Donald Trump was not only press-ganging Volodymyr Zelensky in an illegal scheme for partisan gain. He was rewriting the history of 2016 in order to wound enemies (Democrats) and help friends (Vladimir Putin)—as well as to give Kremlin operatives room to strike again. It is in no way overstating it to say the president of the United States is the head of an international conspiracy to defraud the American people.

It has remained to be seen how far the Republican Party is willing to go in defense of Trump’s conspiracy. Senate Republicans quickly conceded that Russia sabotaged Hillary Clinton’s candidacy, but stopped short of saying the president benefited (because admitting that would be admitting Trump is an illegitimate president).

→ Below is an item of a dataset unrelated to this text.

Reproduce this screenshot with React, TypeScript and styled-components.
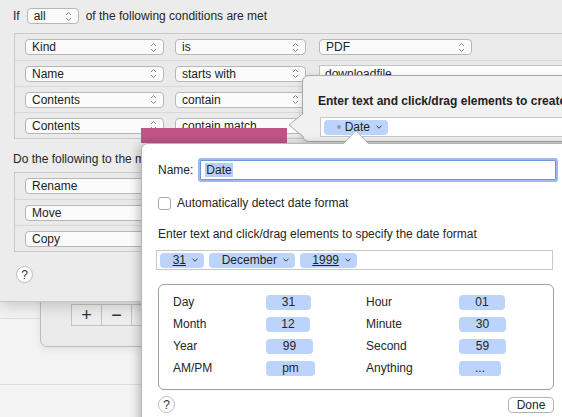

The GOP, like lemmings, is heading for a cliff.

But now, as the impeachment process enters a new and dangerous phase, we are seeing new GOP behavior (though we have witnessed plenty of hinting). David Drucker, a superlative reporter, wrote today Republicans decided the best way to defend Trump is to embrace “the claim of Ukrainian interference in the 2016 election.”

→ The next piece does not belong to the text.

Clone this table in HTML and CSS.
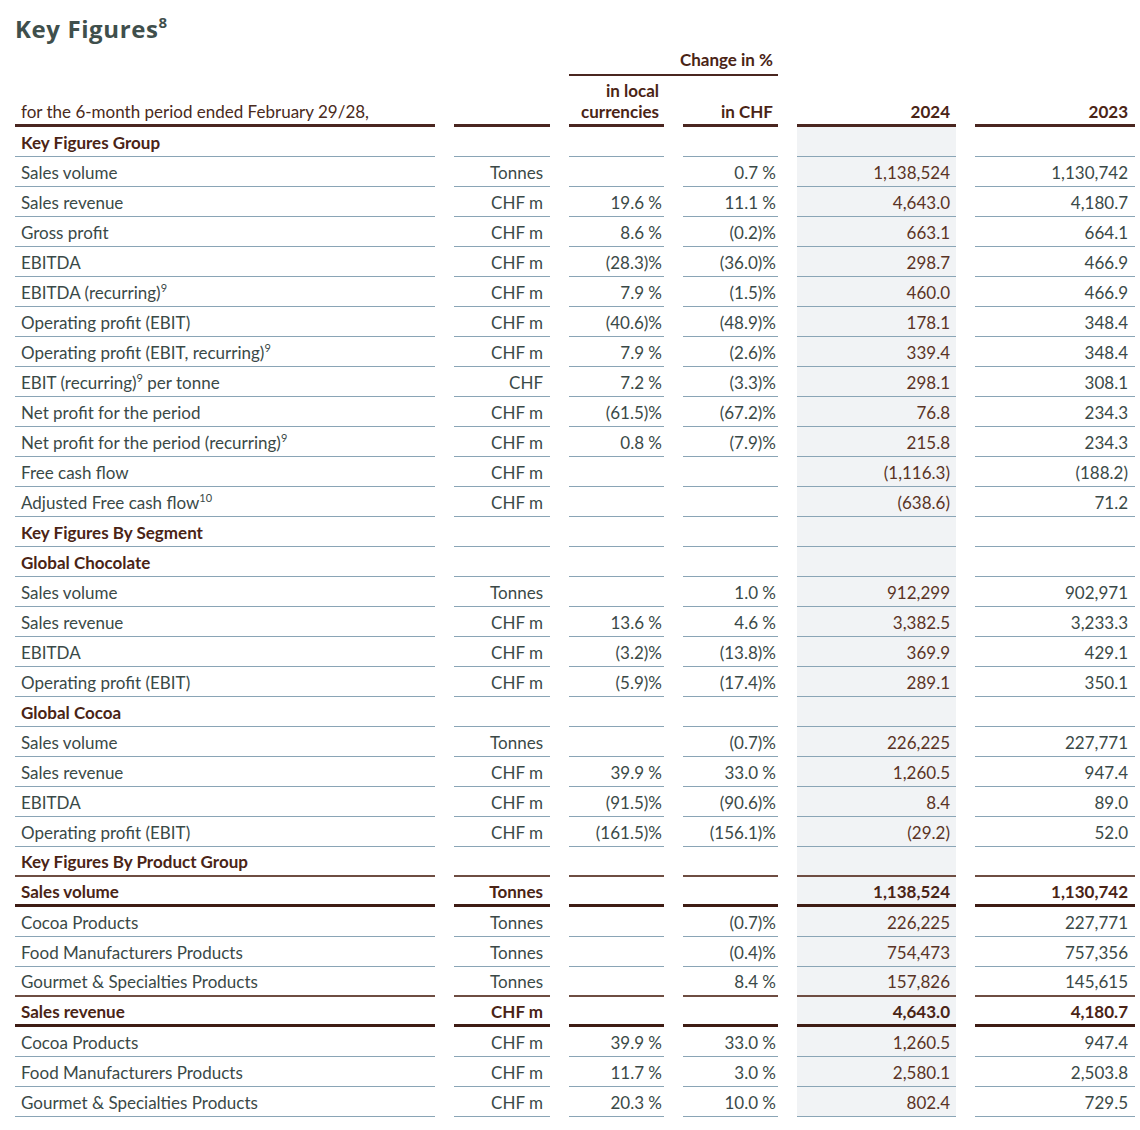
FILE: index.html
```html
<!DOCTYPE html>
<html lang="en">
<head>
<meta charset="utf-8">
<title>Key Figures</title>
<link rel="stylesheet" href="styles.css">
</head>
<body>
<div class="page">
  <h1 class="title">Key Figures<sup>8</sup></h1>
  <table class="kf">
    <colgroup>
      <col class="c-label"><col class="c-unit"><col class="c-pct"><col class="c-pct"><col class="c-cur"><col class="c-prev">
    </colgroup>
    <thead>
      <tr class="h1">
        <th></th><th></th>
        <th colspan="2" class="span">Change in %</th>
        <th></th><th></th>
      </tr>
      <tr class="h2">
        <th class="lbl">for the 6-month period ended February 29/28,</th>
        <th></th>
        <th class="num">in local<br>currencies</th>
        <th class="num">in CHF</th>
        <th class="num cur">2024</th>
        <th class="num prev">2023</th>
      </tr>
    </thead>
    <tbody>
      <tr class="sec"><td class="lbl">Key Figures Group</td><td></td><td></td><td></td><td class="cur"></td><td></td></tr>
      <tr><td class="lbl">Sales volume</td><td class="unit">Tonnes</td><td class="pct"></td><td class="pct">0.7 %</td><td class="cur">1,138,524</td><td class="prev">1,130,742</td></tr>
      <tr><td class="lbl">Sales revenue</td><td class="unit">CHF m</td><td class="pct">19.6 %</td><td class="pct">11.1 %</td><td class="cur">4,643.0</td><td class="prev">4,180.7</td></tr>
      <tr><td class="lbl">Gross profit</td><td class="unit">CHF m</td><td class="pct">8.6 %</td><td class="pct">(0.2)%</td><td class="cur">663.1</td><td class="prev">664.1</td></tr>
      <tr><td class="lbl">EBITDA</td><td class="unit">CHF m</td><td class="pct">(28.3)%</td><td class="pct">(36.0)%</td><td class="cur">298.7</td><td class="prev">466.9</td></tr>
      <tr><td class="lbl">EBITDA (recurring)<sup>9</sup></td><td class="unit">CHF m</td><td class="pct">7.9 %</td><td class="pct">(1.5)%</td><td class="cur">460.0</td><td class="prev">466.9</td></tr>
      <tr><td class="lbl">Operating profit (EBIT)</td><td class="unit">CHF m</td><td class="pct">(40.6)%</td><td class="pct">(48.9)%</td><td class="cur">178.1</td><td class="prev">348.4</td></tr>
      <tr><td class="lbl">Operating profit (EBIT, recurring)<sup>9</sup></td><td class="unit">CHF m</td><td class="pct">7.9 %</td><td class="pct">(2.6)%</td><td class="cur">339.4</td><td class="prev">348.4</td></tr>
      <tr><td class="lbl">EBIT (recurring)<sup>9</sup> per tonne</td><td class="unit">CHF</td><td class="pct">7.2 %</td><td class="pct">(3.3)%</td><td class="cur">298.1</td><td class="prev">308.1</td></tr>
      <tr><td class="lbl">Net profit for the period</td><td class="unit">CHF m</td><td class="pct">(61.5)%</td><td class="pct">(67.2)%</td><td class="cur">76.8</td><td class="prev">234.3</td></tr>
      <tr><td class="lbl">Net profit for the period (recurring)<sup>9</sup></td><td class="unit">CHF m</td><td class="pct">0.8 %</td><td class="pct">(7.9)%</td><td class="cur">215.8</td><td class="prev">234.3</td></tr>
      <tr><td class="lbl">Free cash flow</td><td class="unit">CHF m</td><td class="pct"></td><td class="pct"></td><td class="cur">(1,116.3)</td><td class="prev">(188.2)</td></tr>
      <tr><td class="lbl">Adjusted Free cash flow<sup>10</sup></td><td class="unit">CHF m</td><td class="pct"></td><td class="pct"></td><td class="cur">(638.6)</td><td class="prev">71.2</td></tr>
      <tr class="sec"><td class="lbl">Key Figures By Segment</td><td></td><td></td><td></td><td class="cur"></td><td></td></tr>
      <tr class="sec"><td class="lbl">Global Chocolate</td><td></td><td></td><td></td><td class="cur"></td><td></td></tr>
      <tr><td class="lbl">Sales volume</td><td class="unit">Tonnes</td><td class="pct"></td><td class="pct">1.0 %</td><td class="cur">912,299</td><td class="prev">902,971</td></tr>
      <tr><td class="lbl">Sales revenue</td><td class="unit">CHF m</td><td class="pct">13.6 %</td><td class="pct">4.6 %</td><td class="cur">3,382.5</td><td class="prev">3,233.3</td></tr>
      <tr><td class="lbl">EBITDA</td><td class="unit">CHF m</td><td class="pct">(3.2)%</td><td class="pct">(13.8)%</td><td class="cur">369.9</td><td class="prev">429.1</td></tr>
      <tr><td class="lbl">Operating profit (EBIT)</td><td class="unit">CHF m</td><td class="pct">(5.9)%</td><td class="pct">(17.4)%</td><td class="cur">289.1</td><td class="prev">350.1</td></tr>
      <tr class="sec"><td class="lbl">Global Cocoa</td><td></td><td></td><td></td><td class="cur"></td><td></td></tr>
      <tr><td class="lbl">Sales volume</td><td class="unit">Tonnes</td><td class="pct"></td><td class="pct">(0.7)%</td><td class="cur">226,225</td><td class="prev">227,771</td></tr>
      <tr><td class="lbl">Sales revenue</td><td class="unit">CHF m</td><td class="pct">39.9 %</td><td class="pct">33.0 %</td><td class="cur">1,260.5</td><td class="prev">947.4</td></tr>
      <tr><td class="lbl">EBITDA</td><td class="unit">CHF m</td><td class="pct">(91.5)%</td><td class="pct">(90.6)%</td><td class="cur">8.4</td><td class="prev">89.0</td></tr>
      <tr><td class="lbl">Operating profit (EBIT)</td><td class="unit">CHF m</td><td class="pct">(161.5)%</td><td class="pct">(156.1)%</td><td class="cur">(29.2)</td><td class="prev">52.0</td></tr>
      <tr class="sec before-total"><td class="lbl">Key Figures By Product Group</td><td></td><td></td><td></td><td class="cur"></td><td></td></tr>
      <tr class="total"><td class="lbl">Sales volume</td><td class="unit">Tonnes</td><td class="pct"></td><td class="pct"></td><td class="cur">1,138,524</td><td class="prev">1,130,742</td></tr>
      <tr><td class="lbl">Cocoa Products</td><td class="unit">Tonnes</td><td class="pct"></td><td class="pct">(0.7)%</td><td class="cur">226,225</td><td class="prev">227,771</td></tr>
      <tr><td class="lbl">Food Manufacturers Products</td><td class="unit">Tonnes</td><td class="pct"></td><td class="pct">(0.4)%</td><td class="cur">754,473</td><td class="prev">757,356</td></tr>
      <tr class="before-total"><td class="lbl">Gourmet &amp; Specialties Products</td><td class="unit">Tonnes</td><td class="pct"></td><td class="pct">8.4 %</td><td class="cur">157,826</td><td class="prev">145,615</td></tr>
      <tr class="total"><td class="lbl">Sales revenue</td><td class="unit">CHF m</td><td class="pct"></td><td class="pct"></td><td class="cur">4,643.0</td><td class="prev">4,180.7</td></tr>
      <tr><td class="lbl">Cocoa Products</td><td class="unit">CHF m</td><td class="pct">39.9 %</td><td class="pct">33.0 %</td><td class="cur">1,260.5</td><td class="prev">947.4</td></tr>
      <tr><td class="lbl">Food Manufacturers Products</td><td class="unit">CHF m</td><td class="pct">11.7 %</td><td class="pct">3.0 %</td><td class="cur">2,580.1</td><td class="prev">2,503.8</td></tr>
      <tr><td class="lbl">Gourmet &amp; Specialties Products</td><td class="unit">CHF m</td><td class="pct">20.3 %</td><td class="pct">10.0 %</td><td class="cur">802.4</td><td class="prev">729.5</td></tr>
    </tbody>
  </table>
</div>
</body>
</html>
```

FILE: styles.css
```css
html, body {
  margin: 0;
  padding: 0;
  background: #ffffff;
  overflow: hidden;
}

.page {
  padding: 12px 0 0 15px;
  font-family: Lato, "Open Sans", "Liberation Sans", sans-serif;
  color: #3a4947;
}

.title {
  margin: 0;
  font-family: "Open Sans", "Noto Sans", sans-serif;
  font-weight: 700;
  font-size: 24px;
  line-height: 34px;
  color: #3f4f4c;
  letter-spacing: 0.6px;
}

.title sup {
  font-size: 15px;
  line-height: 0;
  position: relative;
  top: -1px;
  vertical-align: super;
  letter-spacing: 0;
}

.kf {
  border-collapse: separate;
  border-spacing: 19px 0;
  table-layout: fixed;
  width: 1158px;
  margin: 0 -19px;
  font-size: 17px;
}

.c-label { width: 420px; }
.c-unit { width: 96px; }
.c-pct { width: 95px; }
.c-cur { width: 159px; }
.c-prev { width: 160px; }

.kf th, .kf td {
  padding: 0;
  white-space: nowrap;
}

.kf thead th {
  font-weight: 700;
  color: #4a2416;
  text-align: right;
  vertical-align: bottom;
  line-height: 21px;
}

.kf thead .h1 {
  height: 30px;
}

.kf thead .h1 th {
  padding-bottom: 4px;
}

.kf thead .h1 th.span {
  border-bottom: 2px solid #4a2620;
  padding-right: 5px;
}

.kf thead .h2 {
  height: 51px;
}

.kf thead .h2 th {
  border-bottom: 3px solid #4a2620;
  padding-bottom: 2px;
}

.kf thead .h2 th.lbl {
  text-align: left;
  font-weight: 400;
  color: #4a2a20;
  padding-left: 6px;
}

.kf thead .h2 th.num { padding-right: 5px; }
.kf thead .h2 th.cur { padding-right: 6px; }
.kf thead .h2 th.prev { padding-right: 7px; }

.kf tbody tr {
  height: 30px;
}

.kf tbody td {
  border-bottom: 1px solid #8aa5b6;
  text-align: right;
  vertical-align: middle;
  padding-top: 2px;
  line-height: 20px;
}

.kf tbody td.lbl {
  text-align: left;
  padding-left: 6px;
}

.kf tbody td.unit { padding-right: 7px; }
.kf tbody td.pct { padding-right: 2px; }
.kf tbody td.cur {
  background: #f1f3f5;
  color: #5a3325;
  padding-right: 6px;
}
.kf tbody td.prev { padding-right: 7px; }

.kf tbody tr.sec td.lbl {
  font-weight: 700;
  color: #4a2416;
}

.kf tbody tr.before-total td {
  border-bottom: 2px solid #6e4d42;
}

.kf tbody tr.total td {
  font-weight: 700;
  color: #4a2416;
  border-bottom: 3px solid #3e1c14;
}

.kf tbody tr.total td.cur { color: #4a2416; }

.kf sup {
  font-size: 11px;
  line-height: 0;
  vertical-align: 7px;
}
```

Let’s be clear. There was no Ukrainian interference. That’s according to the special counsel’s report, which cited one and a half dozen national security agencies. That’s according to the bipartisan Senate Intelligence Committee report. That’s according to every career official in the State Department who testified under oath last month.

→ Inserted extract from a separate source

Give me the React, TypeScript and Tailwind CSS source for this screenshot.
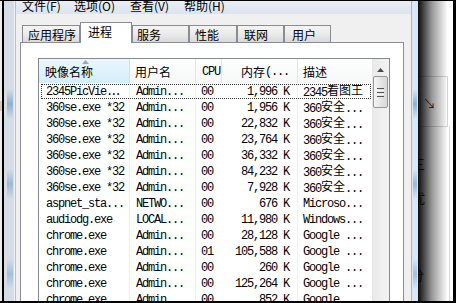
import React from "react";

const mono = "font-['Liberation_Mono','Noto_Sans_CJK_SC',monospace]";
const cjk = "font-['Noto_Sans_CJK_SC','Liberation_Sans',sans-serif]";

type Row = { name: string; shortDots?: boolean; user: string; cpu: string; mem: string; desc: string };

const rows: Row[] = [
  { name: "2345PicVie", shortDots: true, user: "Admin...", cpu: "00", mem: "1,996 K", desc: "2345看图王" },
  { name: "360se.exe *32", user: "Admin...", cpu: "00", mem: "1,956 K", desc: "360安全..." },
  { name: "360se.exe *32", user: "Admin...", cpu: "00", mem: "22,832 K", desc: "360安全..." },
  { name: "360se.exe *32", user: "Admin...", cpu: "00", mem: "23,764 K", desc: "360安全..." },
  { name: "360se.exe *32", user: "Admin...", cpu: "00", mem: "36,332 K", desc: "360安全..." },
  { name: "360se.exe *32", user: "Admin...", cpu: "00", mem: "84,232 K", desc: "360安全..." },
  { name: "360se.exe *32", user: "Admin...", cpu: "00", mem: "7,928 K", desc: "360安全..." },
  { name: "aspnet_sta...", user: "NETWO...", cpu: "00", mem: "676 K", desc: "Microso..." },
  { name: "audiodg.exe", user: "LOCAL...", cpu: "00", mem: "11,980 K", desc: "Windows..." },
  { name: "chrome.exe", user: "Admin...", cpu: "00", mem: "28,128 K", desc: "Google ..." },
  { name: "chrome.exe", user: "Admin...", cpu: "01", mem: "105,588 K", desc: "Google ..." },
  { name: "chrome.exe", user: "Admin...", cpu: "00", mem: "260 K", desc: "Google ..." },
  { name: "chrome.exe", user: "Admin...", cpu: "00", mem: "125,264 K", desc: "Google ..." },
  { name: "chrome.exe", user: "Admin...", cpu: "00", mem: "852 K", desc: "Google ..." },
];

const tabs = [
  { label: "应用程序", cls: "w-[58px] pl-[5px]", sel: false },
  { label: "进程", cls: "w-[52px] pl-[7px]", sel: true },
  { label: "服务", cls: "w-[57px] pl-[4px]", sel: false },
  { label: "性能", cls: "w-[48px] pl-[5px]", sel: false },
  { label: "联网", cls: "w-[47px] pl-[6px]", sel: false },
  { label: "用户", cls: "w-[47px] pl-[7px]", sel: false },
];

function renderDesc(d: string) {
  const m = d.match(/^([0-9]*)([\u4e00-\u9fff]+)(.*)$/);
  if (m) {
    return (
      <>
        {m[1]}
        <span className={`${cjk} tracking-normal leading-[14px] relative -top-[1px]`}>{m[2]}</span>
        {m[3]}
      </>
    );
  }
  return d;
}

function Frame({ side }: { side: "l" | "r" }) {
  return (
    <div className={`h-full flex ${side === "l" ? "w-[10px] bg-[#d6dde6]" : "w-[6px] bg-[#d9e7f6]"}`}>
      <div className={`h-full flex flex-col ${side === "l" ? "ml-[3px] w-[6px]" : "ml-[1px] w-[4px]"}`}>
        <div className="h-[88px]" />
        <div className="h-[30px] bg-gradient-to-b from-transparent via-[#8fb0d0] to-transparent" />
        <div className="h-[50px]" />
        <div className="h-[30px] bg-gradient-to-b from-transparent via-[#9bb8d6] to-transparent" />
        <div className="h-[60px]" />
        <div className="h-[30px] bg-gradient-to-b from-transparent via-[#a4bfdb] to-transparent" />
      </div>
    </div>
  );
}

export default function App() {
  return (
    <div className="w-[456px] h-[303px] overflow-hidden bg-black flex flex-col select-none">
      <div className="h-[1px] bg-black" />
      <div className="h-[300px] flex">
        {/* far left background strip */}
        <div className="w-[2px] h-full bg-[#ececec] flex flex-col">
          <div className="h-[100px]" />
          <div className="h-[10px] bg-[#d8c9b8]" />
        </div>
        <div className="w-[2px] h-full bg-black" />
        <Frame side="l" />
        <div className="w-[2px] h-full bg-[#eef2f7] border-r border-[#b9c3ce]" />

        {/* window client */}
        <div className="w-[395px] h-full flex flex-col bg-[#f0f0f0]">
          {/* menu bar */}
          <div className={`h-[13px] overflow-hidden bg-gradient-to-b from-[#e9eef6] to-[#dde4ef] ${cjk} text-[12px] text-black`}>
            <div className="flex -mt-[3px] leading-[16px] pl-[6px]">
              <span className="w-[52px]">文件(F)</span>
              <span className="w-[56px]">选项(O)</span>
              <span className="w-[54px]">查看(V)</span>
              <span>帮助(H)</span>
            </div>
          </div>

          {/* body */}
          <div className="flex-1 flex flex-col pt-[8px] overflow-hidden">
            {/* tabs */}
            <div className={`h-[21px] -mb-[1px] flex items-end pl-[6px] relative z-10 ${cjk} text-[12px] text-black`}>
              {tabs.map((t) =>
                t.sel ? (
                  <div key={t.label} className={`${t.cls} h-[21px] bg-white border border-b-0 border-[#898c95] flex items-center pb-[2px]`}>
                    {t.label}
                  </div>
                ) : (
                  <div key={t.label} className={`${t.cls} h-[17px] mb-[1px] bg-gradient-to-b from-[#f4f4f4] via-[#ebebeb] to-[#d9d9d9] border border-b-0 border-[#898c95] flex items-center pt-[1px]`}>
                    {t.label}
                  </div>
                )
              )}
            </div>

            {/* tab panel */}
            <div className="ml-[4px] w-[384px] flex-1 bg-white border border-b-0 border-[#898c95] pt-[15px] pl-[17px]">
              {/* listview */}
              <div className="w-[352px] h-[300px] border border-[#828790] flex">
                <div className="w-[333px] flex flex-col">
                  {/* header */}
                  <div className={`h-[24px] flex text-[12px] text-black ${cjk}`}>
                    <div className="w-[91px] relative pl-[6px] flex items-center pt-[2px] bg-gradient-to-b from-[#eaf7fd] to-[#d4edf9] border-r border-[#c8e6f3]">
                      映像名称
                      <svg className="absolute left-[43px] top-[1px]" width="7" height="4" viewBox="0 0 7 4">
                        <path d="M0 4 L3.5 0 L7 4 Z" fill="#98a8bb" />
                      </svg>
                    </div>
                    <div className="w-[66px] pl-[5px] flex items-center pt-[2px] bg-gradient-to-b from-white to-[#f6f7f8] border-r border-[#e3e5e8]">用户名</div>
                    <div className={`w-[26px] pl-[6px] flex items-center pt-[2px] bg-gradient-to-b from-white to-[#f6f7f8] border-r border-[#e3e5e8] ${mono} tracking-[-1.2px]`}>CPU</div>
                    <div className="w-[76px] pr-[8px] flex items-center justify-end pt-[2px] bg-gradient-to-b from-white to-[#f6f7f8] border-r border-[#e3e5e8]">
                      内存<span className={`${mono} tracking-[-1.2px]`}>(...</span>
                    </div>
                    <div className="w-[74px] pl-[5px] flex items-center pt-[2px] bg-gradient-to-b from-white to-[#f6f7f8]">描述</div>
                  </div>
                  {/* rows */}
                  <div className={`flex flex-col text-[12px] leading-[16px] text-black ${mono} tracking-[-1.2px]`}>
                    {rows.map((r, i) => (
                      <div key={i} className="h-[16px] flex relative whitespace-nowrap">
                        <div className="w-[91px] pl-[7px] border-r border-[#f0f0f0] pt-[1px]">
                          {r.name}
                          {r.shortDots && <span className="tracking-[-3px]">...</span>}
                        </div>
                        <div className="w-[66px] pl-[6px] border-r border-[#f0f0f0] pt-[1px]">{r.user}</div>
                        <div className="w-[26px] pl-[5px] pt-[1px]">{r.cpu}</div>
                        <div className="w-[76px] pr-[8px] text-right border-r border-[#f0f0f0] pt-[1px]">{r.mem}</div>
                        <div className="w-[74px] pl-[5px] pt-[1px]">{renderDesc(r.desc)}</div>
                        {i === 0 && (
                          <div className="absolute left-[2px] right-[1px] top-[1px] bottom-0 border border-dotted border-[#333]" />
                        )}
                      </div>
                    ))}
                  </div>
                </div>
                {/* scrollbar */}
                <div className="w-[17px] h-full flex flex-col bg-gradient-to-r from-[#e9e9e9] to-[#f4f4f4] border-l border-[#e6e6e6]">
                  <div className="h-[17px] flex justify-center pt-[9px] pr-[1px]">
                    <svg width="7" height="4" viewBox="0 0 7 4">
                      <path d="M0 4 L3.5 0 L7 4 Z" fill="#4a4a4a" />
                    </svg>
                  </div>
                  <div className="w-[15px] h-[32px] rounded-[2px] border border-[#979797] bg-gradient-to-r from-[#f4f4f4] to-[#d8d8d8] flex flex-col items-center justify-center gap-[1px]">
                    <div className="w-[7px] h-[1px] bg-[#555]" />
                    <div className="w-[7px] h-[1px] bg-[#f4f4f4]" />
                    <div className="w-[7px] h-[1px] bg-[#555]" />
                    <div className="w-[7px] h-[1px] bg-[#f4f4f4]" />
                    <div className="w-[7px] h-[1px] bg-[#555]" />
                  </div>
                </div>
              </div>
            </div>
          </div>
        </div>

        <div className="w-[1px] h-full bg-[#a7b4c2]" />
        <Frame side="r" />

        {/* shadow + window behind */}
        <div className="w-[35px] h-full relative bg-white overflow-hidden">
          <div className="h-[75px]" />
          <div className={`w-[30px] h-[51px] border-t border-r border-b border-[#d6d6d6] ${cjk} text-[13px] text-[#333] pl-[5px] pt-[16px]`}>
            <span className="text-[#6b2b1b]">↘</span>
          </div>
          <div className={`w-[32px] border-r border-[#d6d6d6] h-[200px] ${cjk} text-[13px] text-[#333] flex flex-col`}>
            <div className="h-[27px]" />
            <div className="-ml-[6px]">三</div>
            <div className="h-[14px]" />
            <div className="-ml-[6px]">优</div>
            <div className="h-[58px]" />
            <div className="-ml-[7px]">分</div>
          </div>
          <div className="absolute inset-0 bg-gradient-to-r from-black/95 via-black/40 via-40% to-transparent to-85%" />
        </div>
        <div className="w-[3px] h-full bg-black" />
      </div>
      <div className="h-[2px] bg-black" />
    </div>
  );
}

The idea that Ukraine, not Russia, attacked the US originated in the Kremlin. The idea that the Democrats, not Trump’s campaign staffers, conspired with foreign operatives is more than “conspiracy theory.” It is a fascist ploy to turn lies into truth. This is why I said recently Trump’s crime is so much worse than abuse of power. It’s treason.

And the Republicans, like lemmings, are heading for that cliff.

Now, it’s one thing to follow the party wherever it goes. Ordinary partisan activity, however vile, isn’t something I care to debate now. It’s quite another thing, however, to know what you’re doing is wrong and do it anyway. The Republicans can’t not know.

First, because intelligence officials briefed Senate Republicans, telling them explicitly the Ukraine-attacked-us story is pure Putin propaganda. Second, because Fiona Hill, a former member of the White House National Security Council, and a Russia authority, was crystal clear about what House Republicans were already doing. She said:

In the course of this investigation, I would ask that you please not promote politically driven falsehoods that so clearly advance Russian interests. I refuse to be part of an effort to legitimize an alternate narrative that the Ukrainian government is a U.S. adversary, and that Ukraine—not Russia—attacked us in 2016 (my italics).

And now we have another reason why the Republicans can’t not know they are participating in conspiracy to defraud the American people. Rudy Giuliani, who is not regarded for his discretion, confessed to knowing the Ukraine-attacked-us story was bunk. Not only that, the president’s personal attorney actually said he decided to pursue “evidence” of Ukraine’s attack in order to undercut Robert Mueller’s report.

I knew they were hot and heavy on this Russian collusion thing, even though I knew 100 percent that it was false. I said to myself, ‘Hallelujah.’ I’ve got what a defense lawyer always wants: I can go prove someone else committed this crime.”

So: to defend Trump is to defend Russia.

Is that where the Republicans want to go?

Well, yes, if Tucker Carlson is any indication. The Fox News host is on the bleeding edge of attempts by Trump partisans to expand what the American people think is acceptable behavior. On his show last night, he said: “I’m totally opposed to these [US] sanctions [on Russia] and I don’t think we should be at war with Russia and I think we should take the side of Russia if we have to choose between Russia and Ukraine.”

He went on to say the Democrats hate America more than Vladimir Putin does.

I think it’s fair for some conservative writers, like Charlie Sykes and Matt Lewis, to characterize the Republicans as dupes and stooges or parroting the Kremlin line. But at some point, we must face what it means for Republicans to know the truth but to advance Kremlin lies anyway, even when doing so slowly burns down the republic. At some point soon, we must stop them calling dupes, and start calling them the enemy.